Wendy Chen, Nitika Yadlapalli, and Corey Posner assemble a DSA dish.

A New Purpose

CARMA, which operated from 2005 to 2015, was one of the most powerful millimeter-wave telescope arrays in the world. (Millimeter waves are considered a type of radio wave.) Located in the Inyo Mountains near Owens Valley, the array consisted of antennas brought together from telescopes across the U.S. to create a combined array of much greater sensitivity. These antennas included the Leighton dishes, named for the late Caltech professor Robert Leighton (BS ’41, MS ’44, PhD ’47), who designed them in the 1970s to kickstart millimeter astronomy at OVRO. After the closure of CARMA, the Leighton dishes were moved back to OVRO. COMAP, which stands for CO Mapping Array Pathfinder, is one of the projects that is repurposing a Leighton dish. Begun in the summer of 2018, this project, led by OVRO associate director Kieran Cleary and professor emeritus Tony Readhead, traces the evolution of galaxies by mapping carbon monoxide (CO), a marker of faint faraway galaxies that are otherwise hard to see. A few of the Leighton dishes are also being combined to form a robotic instrument, known as SPRITE, to determine the nature of some of the most energetic explosions in the universe. 

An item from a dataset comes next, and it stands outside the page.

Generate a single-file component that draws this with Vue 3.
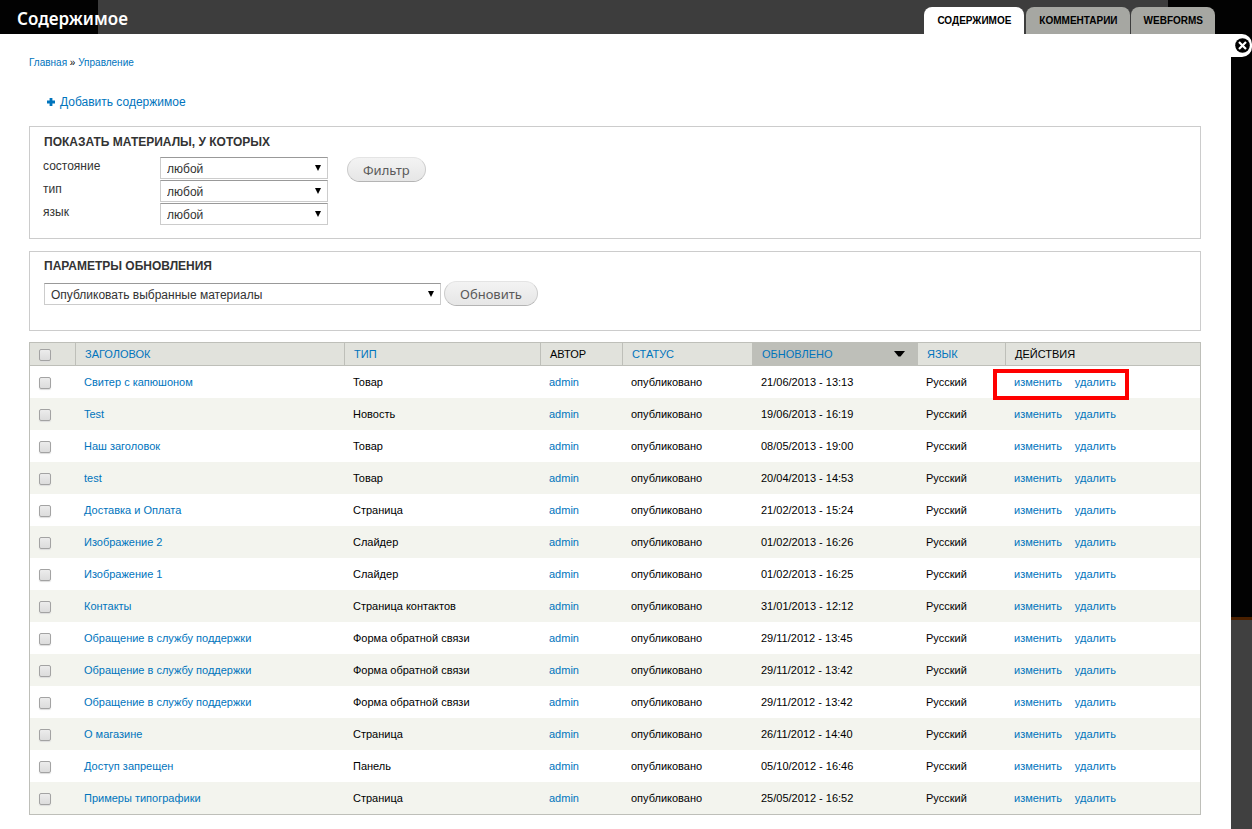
<script setup>
import { ref } from 'vue'

const filters = [
  { id: 'status', label: 'состояние' },
  { id: 'type', label: 'тип' },
  { id: 'language', label: 'язык' },
]

const columns = [
  { key: 'title', label: 'Заголовок', sortable: true },
  { key: 'type', label: 'Тип', sortable: true },
  { key: 'author', label: 'Автор' },
  { key: 'status', label: 'Статус', sortable: true },
  { key: 'updated', label: 'Обновлено', sortable: true, active: true },
  { key: 'language', label: 'Язык', sortable: true },
  { key: 'actions', label: 'Действия' },
]

const rows = [
  ['Свитер с капюшоном', 'Товар', '21/06/2013 - 13:13'],
  ['Test', 'Новость', '19/06/2013 - 16:19'],
  ['Наш заголовок', 'Товар', '08/05/2013 - 19:00'],
  ['test', 'Товар', '20/04/2013 - 14:53'],
  ['Доставка и Оплата', 'Страница', '21/02/2013 - 15:24'],
  ['Изображение 2', 'Слайдер', '01/02/2013 - 16:26'],
  ['Изображение 1', 'Слайдер', '01/02/2013 - 16:25'],
  ['Контакты', 'Страница контактов', '31/01/2013 - 12:12'],
  ['Обращение в службу поддержки', 'Форма обратной связи', '29/11/2012 - 13:45'],
  ['Обращение в службу поддержки', 'Форма обратной связи', '29/11/2012 - 13:42'],
  ['Обращение в службу поддержки', 'Форма обратной связи', '29/11/2012 - 13:42'],
  ['О магазине', 'Страница', '26/11/2012 - 14:40'],
  ['Доступ запрещен', 'Панель', '05/10/2012 - 16:46'],
  ['Примеры типографики', 'Страница', '25/05/2012 - 16:52'],
]

const selected = ref([])
const toggleAll = (e) => {
  selected.value = e.target.checked ? rows.map((_, i) => i) : []
}
</script>

<template>
  <div class="page">
    <header class="top">
      <h1>Содержимое</h1>
      <nav class="tabs">
        <a href="#" class="tab active">Содержимое</a>
        <a href="#" class="tab">Комментарии</a>
        <a href="#" class="tab">Webforms</a>
      </nav>
    </header>

    <div class="body">
      <main class="content">
        <nav class="breadcrumb"><a href="#">Главная</a> » <a href="#">Управление</a></nav>

        <a href="#" class="add">
          <svg width="8" height="8" viewBox="0 0 8 8" aria-hidden="true"><path d="M2.600 0h2.800v2.600H8v2.800H5.400V8H2.600V5.400H0V2.600h2.600z" fill="#0074bd" /></svg>
          Добавить содержимое
        </a>

        <section class="panel filter-panel">
          <h2>Показать материалы, у которых</h2>
          <div class="filter-row">
            <div class="fields">
              <div v-for="f in filters" :key="f.id" class="field">
                <label :for="f.id">{{ f.label }}</label>
                <span class="select"><select :id="f.id"><option>любой</option></select></span>
              </div>
            </div>
            <button type="button">Фильтр</button>
          </div>
        </section>

        <section class="panel update-panel">
          <h2>Параметры обновления</h2>
          <div class="update-row">
            <span class="select wide">
              <select aria-label="Параметры обновления"><option>Опубликовать выбранные материалы</option></select>
            </span>
            <button type="button">Обновить</button>
          </div>
        </section>

        <table>
          <colgroup>
            <col class="c-check"><col class="c-title"><col class="c-type"><col class="c-author">
            <col class="c-status"><col class="c-updated"><col class="c-language"><col>
          </colgroup>
          <thead>
            <tr>
              <th class="check"><input type="checkbox" aria-label="Выбрать все" @change="toggleAll"></th>
              <th v-for="c in columns" :key="c.key" :class="{ sorted: c.active }">
                <a v-if="c.sortable" href="#">{{ c.label }}
                  <svg v-if="c.active" width="11" height="6" viewBox="0 0 11 6" aria-hidden="true"><path d="M0 0h11L6.500 5.500h-2z" fill="#000" /></svg>
                </a>
                <template v-else>{{ c.label }}</template>
              </th>
            </tr>
          </thead>
          <tbody>
            <tr v-for="(r, i) in rows" :key="i">
              <td class="check"><input v-model="selected" type="checkbox" :value="i" :aria-label="r[0]"></td>
              <td><a href="#">{{ r[0] }}</a></td>
              <td>{{ r[1] }}</td>
              <td><a href="#">admin</a></td>
              <td>опубликовано</td>
              <td>{{ r[2] }}</td>
              <td>Русский</td>
              <td>
                <span class="actions" :class="{ marked: i === 0 }"><a href="#">изменить</a><a href="#">удалить</a></span>
              </td>
            </tr>
          </tbody>
        </table>
      </main>

      <aside class="backdrop">
        <button type="button" class="close" aria-label="Закрыть">
          <svg width="15" height="15" viewBox="0 0 15 15" aria-hidden="true">
            <circle cx="7.500" cy="7.500" r="7.300" fill="#000" />
            <path d="M4 4l7 7M11 4l-7 7" stroke="#fff" stroke-width="2.200" />
          </svg>
        </button>
      </aside>
    </div>
  </div>
</template>

<style>
body {
  margin: 0;
  background: #fff;
}
</style>

<style scoped>
* {
  box-sizing: border-box;
}
.page {
  min-height: 100vh;
  display: flex;
  flex-direction: column;
  font: 11px/16px "Liberation Sans", Arial, sans-serif;
  color: #000;
}
a {
  color: #0074bd;
  text-decoration: none;
}
.top {
  height: 34px;
  display: flex;
  justify-content: space-between;
  align-items: flex-end;
  padding: 0 37px 0 17px;
  background: linear-gradient(to right, #020202 98px, #3d3d3d 98px, #3d3d3d calc(100% - 84px), #020202 calc(100% - 84px));
}
h1 {
  margin: 0;
  align-self: center;
  color: #fff;
  font: 600 17px/24px "Noto Sans", "Open Sans", sans-serif;
  padding-top: 3px;
}
.tabs {
  display: flex;
  gap: 1px;
}
.tab {
  height: 27px;
  padding: 0 12px 0 13px;
  border-radius: 8px 8px 0 0;
  background: #a6a7a2;
  color: #000;
  font-size: 10px;
  font-weight: bold;
  line-height: 27px;
  text-transform: uppercase;
}
.tab.active {
  background: #fff;
  padding-right: 13px;
  margin-right: 1px;
}
.body {
  flex: 1;
  display: flex;
}
.content {
  flex: 1;
  min-width: 0;
  padding: 21px 30px 14px 29px;
  background: #fff;
}
.breadcrumb {
  font-size: 10px;
  line-height: 16px;
}
.add {
  display: flex;
  align-items: center;
  gap: 5px;
  width: max-content;
  margin: 23px 0 16px 18px;
  font-size: 12px;
  line-height: 16px;
}
.panel {
  border: 1px solid #ccc;
  padding: 7px 14px 12px;
  margin-bottom: 12px;
  color: #333;
  font-size: 12px;
}
h2 {
  margin: 0;
  font-size: 12px;
  line-height: 16px;
  text-transform: uppercase;
}
.filter-row {
  display: flex;
  align-items: flex-start;
  gap: 19px;
  margin: 7px 0 0 -1px;
}
.fields {
  display: grid;
}
.field {
  display: flex;
  height: 23px;
}
.field label {
  width: 117px;
  line-height: 18px;
}
.select {
  position: relative;
  display: block;
  width: 168px;
  height: 22px;
}
.select::after {
  content: "";
  position: absolute;
  right: 7px;
  top: 8px;
  border: solid transparent;
  border-width: 6px 3px 0;
  border-top-color: #000;
  pointer-events: none;
}
.wide {
  width: 397px;
}
select {
  appearance: none;
  display: block;
  width: 100%;
  height: 100%;
  margin: 0;
  padding: 2px 6px 0;
  border: 1px solid #ccc;
  border-top-color: #999;
  border-radius: 0;
  background: #fff;
  color: #333;
  font: 12px/16px "Liberation Sans", Arial, sans-serif;
}
.panel button {
  height: 25px;
  padding: 0 15px;
  border: 1px solid #ccc;
  border-top-color: #e4e4e4;
  border-bottom-color: #b4b4b4;
  border-radius: 13px;
  background: linear-gradient(#f3f3f3, #e6e6e6);
  color: #5a5a5a;
  font: 13px/20px "Noto Sans", "Open Sans", sans-serif;
}
.update-panel {
  padding-top: 6px;
  padding-bottom: 24px;
  margin-bottom: 11px;
}
.update-row {
  display: flex;
  align-items: center;
  gap: 3px;
  margin-top: 7px;
}
table {
  width: 100%;
  table-layout: fixed;
  border: 1px solid #bebfb9;
  border-collapse: separate;
  border-spacing: 0;
}
.c-check { width: 45px; }
.c-title { width: 269px; }
.c-type { width: 196px; }
.c-author { width: 82px; }
.c-status { width: 130px; }
.c-updated { width: 165px; }
.c-language { width: 88px; }
th {
  height: 23px;
  padding: 0 9px;
  border-left: 1px solid #bebfb9;
  border-bottom: 1px solid #bebfb9;
  background: #e1e2dc;
  font-weight: normal;
  text-align: left;
  text-transform: uppercase;
}
th.sorted {
  background: #bebfb9;
}
th.sorted a {
  display: flex;
  align-items: center;
  justify-content: space-between;
  padding-right: 3px;
}
td {
  height: 32px;
  padding: 0 9px;
}
th.check,
td.check {
  padding: 2px 9px 0;
  border-left: 0;
}
tbody tr:nth-child(even) {
  background: #f3f4ee;
}
input {
  appearance: none;
  display: block;
  width: 12px;
  height: 12px;
  margin: 0;
  border: 1px solid #a3a3a3;
  border-radius: 2px;
  background: linear-gradient(#ececec, #dcdcdc);
  box-shadow: 0 1px 1px #ddd;
}
input:checked {
  background: #0074bd;
}
.actions {
  position: relative;
  display: inline-flex;
  gap: 13px;
}
.marked::after {
  content: "";
  position: absolute;
  inset: -5px -13px -10px -21px;
  border: 4px solid #f00;
  pointer-events: none;
}
.backdrop {
  width: 21px;
  background: linear-gradient(#020202 583px, #4a2000 583px, #4a2000 586px, #404040 586px);
}
.close {
  display: block;
  width: 21px;
  height: 23px;
  padding: 4px 2px 4px 4px;
  border: 0;
  border-radius: 0 10px 10px 0;
  background: #fff;
}
.close svg {
  display: block;
}
</style>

Another project for which a Leighton dish is being redeployed is the Event Horizon Telescope (EHT), which, in 2019, famously harnessed the power of several radio observatories across the globe to create the first-ever picture of a black hole. Now, with the help of new funding from the NSF, the EHT project is tapping into even more radio telescopes to better image and study black holes. “Adding a telescope dish at Owens Valley fills a critical hole in the EHT’s virtual Earth-sized telescope,” says Katherine L. (Katie) Bouman, an assistant professor of computing and mathematical sciences and electrical engineering who leads the Caltech portion of the international EHT team. “This brings us much closer to one day capturing a movie that allows us to track the gas falling into a black hole over the course of a single night.”